> _GIVEN REQUEST_
Check each line of the material. Copy those containing "this".
[start]
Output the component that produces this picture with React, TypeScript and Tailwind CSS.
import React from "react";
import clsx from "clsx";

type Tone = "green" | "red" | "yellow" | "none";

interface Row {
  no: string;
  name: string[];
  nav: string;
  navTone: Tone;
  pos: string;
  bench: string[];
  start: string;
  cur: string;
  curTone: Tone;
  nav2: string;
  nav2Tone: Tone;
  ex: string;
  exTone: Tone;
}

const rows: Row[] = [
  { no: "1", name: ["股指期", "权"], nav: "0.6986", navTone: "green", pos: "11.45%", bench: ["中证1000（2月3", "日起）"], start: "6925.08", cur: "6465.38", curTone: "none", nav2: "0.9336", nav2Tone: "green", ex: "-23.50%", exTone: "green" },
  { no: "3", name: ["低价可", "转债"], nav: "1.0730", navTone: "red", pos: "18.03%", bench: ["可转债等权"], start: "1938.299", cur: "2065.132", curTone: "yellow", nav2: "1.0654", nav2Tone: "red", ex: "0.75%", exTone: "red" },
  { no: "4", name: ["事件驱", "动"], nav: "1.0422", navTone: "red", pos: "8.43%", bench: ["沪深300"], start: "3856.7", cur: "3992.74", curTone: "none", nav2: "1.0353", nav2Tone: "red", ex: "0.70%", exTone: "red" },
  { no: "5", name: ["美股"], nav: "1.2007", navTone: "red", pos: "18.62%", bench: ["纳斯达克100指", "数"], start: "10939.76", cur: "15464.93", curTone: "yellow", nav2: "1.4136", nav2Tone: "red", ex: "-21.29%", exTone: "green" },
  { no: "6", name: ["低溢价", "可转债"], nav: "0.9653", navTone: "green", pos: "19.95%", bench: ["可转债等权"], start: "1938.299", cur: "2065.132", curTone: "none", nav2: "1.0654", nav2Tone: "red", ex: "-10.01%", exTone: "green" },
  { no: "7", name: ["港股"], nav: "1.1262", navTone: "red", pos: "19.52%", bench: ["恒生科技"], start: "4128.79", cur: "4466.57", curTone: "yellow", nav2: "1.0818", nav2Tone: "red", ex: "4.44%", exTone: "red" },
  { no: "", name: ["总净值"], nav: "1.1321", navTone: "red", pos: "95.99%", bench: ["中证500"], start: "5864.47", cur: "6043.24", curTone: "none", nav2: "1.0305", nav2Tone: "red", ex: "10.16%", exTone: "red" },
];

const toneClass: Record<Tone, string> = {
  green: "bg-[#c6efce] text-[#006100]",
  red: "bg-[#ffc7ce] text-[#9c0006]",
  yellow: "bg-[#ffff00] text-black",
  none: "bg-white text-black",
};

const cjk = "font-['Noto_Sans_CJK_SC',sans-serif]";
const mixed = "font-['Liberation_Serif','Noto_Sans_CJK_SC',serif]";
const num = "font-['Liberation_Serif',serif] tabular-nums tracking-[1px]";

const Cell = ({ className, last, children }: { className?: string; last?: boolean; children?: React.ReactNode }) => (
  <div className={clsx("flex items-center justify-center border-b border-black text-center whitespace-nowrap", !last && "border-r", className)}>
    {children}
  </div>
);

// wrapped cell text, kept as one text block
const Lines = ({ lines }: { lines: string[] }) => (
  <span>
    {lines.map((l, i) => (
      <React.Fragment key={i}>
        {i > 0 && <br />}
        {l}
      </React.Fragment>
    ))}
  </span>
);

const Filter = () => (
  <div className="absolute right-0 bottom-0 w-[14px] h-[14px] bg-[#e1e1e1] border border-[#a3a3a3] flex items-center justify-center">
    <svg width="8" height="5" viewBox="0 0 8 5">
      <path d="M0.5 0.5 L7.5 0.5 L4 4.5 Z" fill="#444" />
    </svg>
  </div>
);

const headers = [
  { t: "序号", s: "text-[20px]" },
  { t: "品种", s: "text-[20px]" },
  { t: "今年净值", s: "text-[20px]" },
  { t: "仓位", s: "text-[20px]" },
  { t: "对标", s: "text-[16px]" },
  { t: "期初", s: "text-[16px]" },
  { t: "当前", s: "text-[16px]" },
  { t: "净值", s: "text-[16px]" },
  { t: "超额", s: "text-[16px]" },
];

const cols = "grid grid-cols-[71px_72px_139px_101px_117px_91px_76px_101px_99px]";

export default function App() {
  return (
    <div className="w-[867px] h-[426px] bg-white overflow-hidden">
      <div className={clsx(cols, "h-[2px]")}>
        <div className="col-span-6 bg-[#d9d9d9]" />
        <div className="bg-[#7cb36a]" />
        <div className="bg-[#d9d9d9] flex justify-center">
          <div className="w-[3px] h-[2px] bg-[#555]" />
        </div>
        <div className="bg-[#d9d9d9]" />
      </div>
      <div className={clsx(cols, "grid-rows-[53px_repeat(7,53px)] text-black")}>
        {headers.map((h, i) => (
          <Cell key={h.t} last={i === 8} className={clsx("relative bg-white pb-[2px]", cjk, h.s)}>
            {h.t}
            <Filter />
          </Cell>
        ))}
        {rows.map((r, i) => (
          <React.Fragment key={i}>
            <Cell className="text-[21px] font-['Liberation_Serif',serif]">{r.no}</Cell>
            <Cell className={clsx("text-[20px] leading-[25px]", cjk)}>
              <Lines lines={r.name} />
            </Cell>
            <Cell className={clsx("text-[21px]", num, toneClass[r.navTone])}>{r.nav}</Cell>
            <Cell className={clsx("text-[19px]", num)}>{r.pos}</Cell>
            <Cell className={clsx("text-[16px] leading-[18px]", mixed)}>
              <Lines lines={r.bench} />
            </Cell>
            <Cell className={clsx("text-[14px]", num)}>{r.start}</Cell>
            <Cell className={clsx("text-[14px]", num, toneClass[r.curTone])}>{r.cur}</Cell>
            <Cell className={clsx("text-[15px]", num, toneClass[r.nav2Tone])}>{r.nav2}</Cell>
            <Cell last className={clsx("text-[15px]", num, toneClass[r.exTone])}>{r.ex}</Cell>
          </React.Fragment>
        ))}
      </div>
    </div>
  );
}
[end]
[start]
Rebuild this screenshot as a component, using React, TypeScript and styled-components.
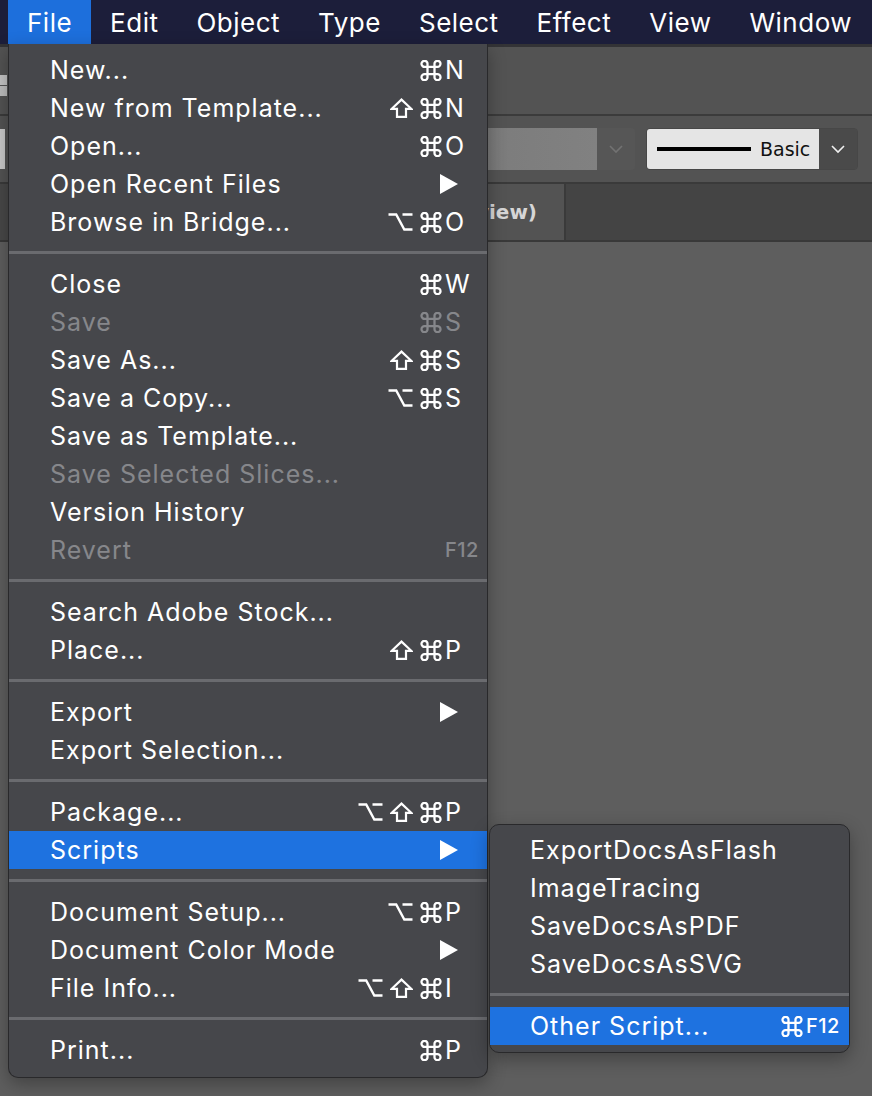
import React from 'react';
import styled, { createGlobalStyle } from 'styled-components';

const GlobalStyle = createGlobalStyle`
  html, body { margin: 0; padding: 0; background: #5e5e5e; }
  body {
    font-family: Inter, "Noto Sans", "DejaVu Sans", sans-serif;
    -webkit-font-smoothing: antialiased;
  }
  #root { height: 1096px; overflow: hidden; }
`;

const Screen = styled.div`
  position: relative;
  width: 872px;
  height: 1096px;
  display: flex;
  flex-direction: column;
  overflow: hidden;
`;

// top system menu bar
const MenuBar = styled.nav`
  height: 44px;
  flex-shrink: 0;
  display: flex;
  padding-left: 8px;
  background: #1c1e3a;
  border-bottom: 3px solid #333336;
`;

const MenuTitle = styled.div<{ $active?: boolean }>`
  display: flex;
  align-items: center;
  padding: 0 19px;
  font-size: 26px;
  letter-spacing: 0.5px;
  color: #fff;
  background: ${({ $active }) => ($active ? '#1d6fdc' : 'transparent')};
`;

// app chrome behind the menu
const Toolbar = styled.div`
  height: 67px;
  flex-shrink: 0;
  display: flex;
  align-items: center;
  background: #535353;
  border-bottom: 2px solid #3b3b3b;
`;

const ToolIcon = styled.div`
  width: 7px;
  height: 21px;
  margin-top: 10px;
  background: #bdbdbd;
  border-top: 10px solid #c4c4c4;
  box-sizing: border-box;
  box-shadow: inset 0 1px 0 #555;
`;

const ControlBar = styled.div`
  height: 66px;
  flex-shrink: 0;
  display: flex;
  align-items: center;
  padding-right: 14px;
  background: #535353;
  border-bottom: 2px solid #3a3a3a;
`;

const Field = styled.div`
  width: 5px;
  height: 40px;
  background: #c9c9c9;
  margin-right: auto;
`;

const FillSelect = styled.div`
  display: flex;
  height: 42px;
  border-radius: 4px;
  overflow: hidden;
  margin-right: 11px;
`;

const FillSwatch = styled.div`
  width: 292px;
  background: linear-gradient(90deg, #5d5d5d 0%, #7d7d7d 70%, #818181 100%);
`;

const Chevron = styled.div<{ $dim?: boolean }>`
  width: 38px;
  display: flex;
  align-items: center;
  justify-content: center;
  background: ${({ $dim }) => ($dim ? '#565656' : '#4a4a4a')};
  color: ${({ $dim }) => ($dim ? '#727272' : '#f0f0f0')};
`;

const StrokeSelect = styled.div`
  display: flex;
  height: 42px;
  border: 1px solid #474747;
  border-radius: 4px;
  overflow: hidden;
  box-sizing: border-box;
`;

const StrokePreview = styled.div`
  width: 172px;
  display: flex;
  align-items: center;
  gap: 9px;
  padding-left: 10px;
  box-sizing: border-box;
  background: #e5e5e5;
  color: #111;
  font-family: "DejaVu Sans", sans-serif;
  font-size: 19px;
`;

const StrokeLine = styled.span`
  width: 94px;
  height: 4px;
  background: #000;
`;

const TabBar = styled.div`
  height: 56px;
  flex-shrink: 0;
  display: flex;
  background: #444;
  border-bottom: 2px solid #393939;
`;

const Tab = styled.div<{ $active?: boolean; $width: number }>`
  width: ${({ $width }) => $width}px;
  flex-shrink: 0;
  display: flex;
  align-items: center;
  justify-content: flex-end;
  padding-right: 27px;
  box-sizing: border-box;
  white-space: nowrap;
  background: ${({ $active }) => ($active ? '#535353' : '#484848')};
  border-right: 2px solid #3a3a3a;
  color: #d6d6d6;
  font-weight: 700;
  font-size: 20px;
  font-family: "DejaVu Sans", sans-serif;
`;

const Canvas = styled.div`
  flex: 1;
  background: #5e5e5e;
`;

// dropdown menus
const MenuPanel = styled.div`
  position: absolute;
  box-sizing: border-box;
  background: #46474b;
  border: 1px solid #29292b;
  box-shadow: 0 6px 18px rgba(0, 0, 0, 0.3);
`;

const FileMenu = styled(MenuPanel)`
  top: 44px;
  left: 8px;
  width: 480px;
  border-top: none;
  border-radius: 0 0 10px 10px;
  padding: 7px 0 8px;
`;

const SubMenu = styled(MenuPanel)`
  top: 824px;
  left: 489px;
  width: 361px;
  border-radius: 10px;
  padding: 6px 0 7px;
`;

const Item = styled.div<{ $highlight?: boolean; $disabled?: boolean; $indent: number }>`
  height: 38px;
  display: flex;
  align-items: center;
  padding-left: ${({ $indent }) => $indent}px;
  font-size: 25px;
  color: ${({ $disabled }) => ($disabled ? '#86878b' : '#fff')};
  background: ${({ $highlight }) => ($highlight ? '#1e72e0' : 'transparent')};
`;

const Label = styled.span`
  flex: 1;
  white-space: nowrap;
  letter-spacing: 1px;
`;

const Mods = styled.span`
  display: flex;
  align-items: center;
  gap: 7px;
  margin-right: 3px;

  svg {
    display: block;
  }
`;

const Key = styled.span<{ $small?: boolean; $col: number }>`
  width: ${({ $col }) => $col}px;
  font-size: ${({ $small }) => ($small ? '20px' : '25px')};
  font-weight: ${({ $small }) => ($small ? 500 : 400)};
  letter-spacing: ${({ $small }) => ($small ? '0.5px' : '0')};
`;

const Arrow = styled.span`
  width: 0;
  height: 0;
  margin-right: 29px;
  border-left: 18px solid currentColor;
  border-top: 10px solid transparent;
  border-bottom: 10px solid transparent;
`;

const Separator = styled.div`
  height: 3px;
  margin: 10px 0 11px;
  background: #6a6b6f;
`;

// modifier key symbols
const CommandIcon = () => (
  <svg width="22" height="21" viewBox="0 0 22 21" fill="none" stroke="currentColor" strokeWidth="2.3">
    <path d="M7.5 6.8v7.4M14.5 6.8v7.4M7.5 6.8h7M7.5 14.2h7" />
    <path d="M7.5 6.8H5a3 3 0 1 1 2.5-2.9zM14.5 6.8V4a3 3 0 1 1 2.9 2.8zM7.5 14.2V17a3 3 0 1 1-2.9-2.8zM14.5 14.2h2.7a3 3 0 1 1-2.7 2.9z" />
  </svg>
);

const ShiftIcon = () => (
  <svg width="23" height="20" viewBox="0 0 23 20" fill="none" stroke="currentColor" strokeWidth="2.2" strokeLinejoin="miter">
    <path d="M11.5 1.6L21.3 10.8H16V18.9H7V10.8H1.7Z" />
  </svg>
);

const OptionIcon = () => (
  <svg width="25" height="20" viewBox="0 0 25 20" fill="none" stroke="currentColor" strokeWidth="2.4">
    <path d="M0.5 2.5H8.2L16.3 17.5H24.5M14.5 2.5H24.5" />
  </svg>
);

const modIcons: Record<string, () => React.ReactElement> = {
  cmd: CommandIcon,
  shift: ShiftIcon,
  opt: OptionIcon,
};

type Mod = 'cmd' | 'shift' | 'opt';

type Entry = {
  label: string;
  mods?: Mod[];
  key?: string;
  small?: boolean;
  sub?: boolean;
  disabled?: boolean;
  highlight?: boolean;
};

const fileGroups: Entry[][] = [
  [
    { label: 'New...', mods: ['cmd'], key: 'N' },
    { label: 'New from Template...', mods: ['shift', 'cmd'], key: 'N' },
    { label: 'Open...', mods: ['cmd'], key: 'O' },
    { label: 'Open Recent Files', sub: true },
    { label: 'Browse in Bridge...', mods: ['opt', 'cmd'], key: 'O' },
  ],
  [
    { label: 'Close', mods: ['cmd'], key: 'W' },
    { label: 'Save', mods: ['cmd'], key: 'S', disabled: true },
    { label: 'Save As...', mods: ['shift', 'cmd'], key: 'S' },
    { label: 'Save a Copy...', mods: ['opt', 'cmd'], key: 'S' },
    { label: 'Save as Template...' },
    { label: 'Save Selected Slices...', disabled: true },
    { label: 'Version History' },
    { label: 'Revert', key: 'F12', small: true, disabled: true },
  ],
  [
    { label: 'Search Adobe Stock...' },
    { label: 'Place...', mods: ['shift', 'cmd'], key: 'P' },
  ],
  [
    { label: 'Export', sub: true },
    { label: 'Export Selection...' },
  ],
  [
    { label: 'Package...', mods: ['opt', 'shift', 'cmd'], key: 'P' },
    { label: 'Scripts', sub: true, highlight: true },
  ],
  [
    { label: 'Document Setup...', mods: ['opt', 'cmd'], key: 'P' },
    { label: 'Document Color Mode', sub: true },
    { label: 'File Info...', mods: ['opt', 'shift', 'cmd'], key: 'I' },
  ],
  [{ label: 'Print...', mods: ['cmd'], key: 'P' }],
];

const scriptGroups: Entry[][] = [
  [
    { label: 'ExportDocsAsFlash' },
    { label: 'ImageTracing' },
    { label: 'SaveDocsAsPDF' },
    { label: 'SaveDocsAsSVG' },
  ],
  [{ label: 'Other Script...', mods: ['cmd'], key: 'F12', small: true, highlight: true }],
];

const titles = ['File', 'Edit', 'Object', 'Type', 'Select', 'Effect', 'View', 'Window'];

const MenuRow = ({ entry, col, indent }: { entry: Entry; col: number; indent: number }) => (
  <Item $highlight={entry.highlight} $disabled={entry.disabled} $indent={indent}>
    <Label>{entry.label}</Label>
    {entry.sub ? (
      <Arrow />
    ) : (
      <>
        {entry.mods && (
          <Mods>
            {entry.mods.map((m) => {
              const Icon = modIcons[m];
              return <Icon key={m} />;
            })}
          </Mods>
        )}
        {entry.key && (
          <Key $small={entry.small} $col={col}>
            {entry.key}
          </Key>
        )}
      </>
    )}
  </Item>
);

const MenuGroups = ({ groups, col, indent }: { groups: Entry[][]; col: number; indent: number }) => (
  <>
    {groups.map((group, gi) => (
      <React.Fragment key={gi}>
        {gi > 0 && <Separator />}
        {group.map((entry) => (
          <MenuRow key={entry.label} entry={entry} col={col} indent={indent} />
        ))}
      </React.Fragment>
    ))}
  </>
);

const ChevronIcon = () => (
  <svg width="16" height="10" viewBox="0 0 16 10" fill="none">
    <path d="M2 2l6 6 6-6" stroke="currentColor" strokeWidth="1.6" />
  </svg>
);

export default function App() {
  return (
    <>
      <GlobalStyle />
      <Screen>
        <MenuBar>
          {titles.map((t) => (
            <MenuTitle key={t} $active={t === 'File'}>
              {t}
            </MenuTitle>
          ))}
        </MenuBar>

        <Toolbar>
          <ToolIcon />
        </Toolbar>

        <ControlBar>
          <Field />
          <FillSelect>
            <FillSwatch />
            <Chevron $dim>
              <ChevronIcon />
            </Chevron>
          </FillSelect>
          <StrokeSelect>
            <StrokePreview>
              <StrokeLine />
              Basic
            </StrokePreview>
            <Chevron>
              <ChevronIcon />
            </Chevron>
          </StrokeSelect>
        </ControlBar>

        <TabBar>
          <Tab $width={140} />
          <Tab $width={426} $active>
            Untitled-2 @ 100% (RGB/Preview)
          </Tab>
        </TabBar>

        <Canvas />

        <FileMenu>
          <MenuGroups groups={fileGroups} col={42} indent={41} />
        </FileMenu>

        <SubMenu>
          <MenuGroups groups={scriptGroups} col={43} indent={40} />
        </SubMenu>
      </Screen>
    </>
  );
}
[end]
> _REPLY_
Output the component that produces this picture with React, TypeScript and Tailwind CSS.
Rebuild this screenshot as a component, using React, TypeScript and styled-components.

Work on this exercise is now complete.